Write uniques titles for every page
All pages on your website are unique. Make sure the title tags on each page of your website will be customized in such a way that they can reflect exactly the content of that specific page.
Having a clear and accurate title helps both search engines and online users understand what your content is about. Remember that authenticity and uniqueness are crucial to SEO title optimization.
Use your target keyword properly
There are two reasons that you should include the right target keyword in the title of your webpage.
Firstly, because every page of your website should deal with an issue or questions of online users, therefore, it will be more useful for them if they can find out the relevant search terms that they are looking for from your web title.

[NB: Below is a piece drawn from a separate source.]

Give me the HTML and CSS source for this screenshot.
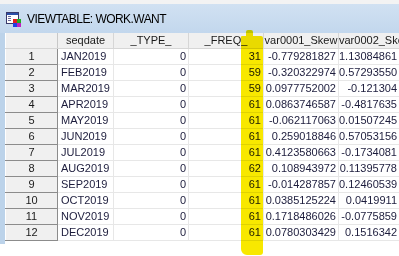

Secondly, since Google’s algorithm uses the title tag as one of the main ways to determine what a page is about, it is an excellent opportunity for you to include the main keyword or keywords you are targeting for that page. Stuffing in too many keywords can negatively impact your SEO title optimization initiatives.
Be descriptive of your page content
The title tag is like an entry from which web users will decide to click and continue reading your content or hit the back button right away.
Hence, if your web title can show an accurate description of what people will see from your page, you can lower the website bounce rate and keep customers stay on your site longer. This results in a better shopping experience, making people want to come back for more.
You can use words like HOW, WHY, WHAT, and WHERE to give more meanings to your page title.
Title tags are a short and then deceptively simple part of SEO. Just because they do not require writing much, do not assume they are something you should treat as quick and easy. Ignoring SEO title optimization can cost you loads.
Take some time to come up with the best words for your web title because effective titles can be a powerful tool to signal Google what the page is about and communicate to your potential visitors better. If you get it right, it can improve your rankings and increase your click-through rates.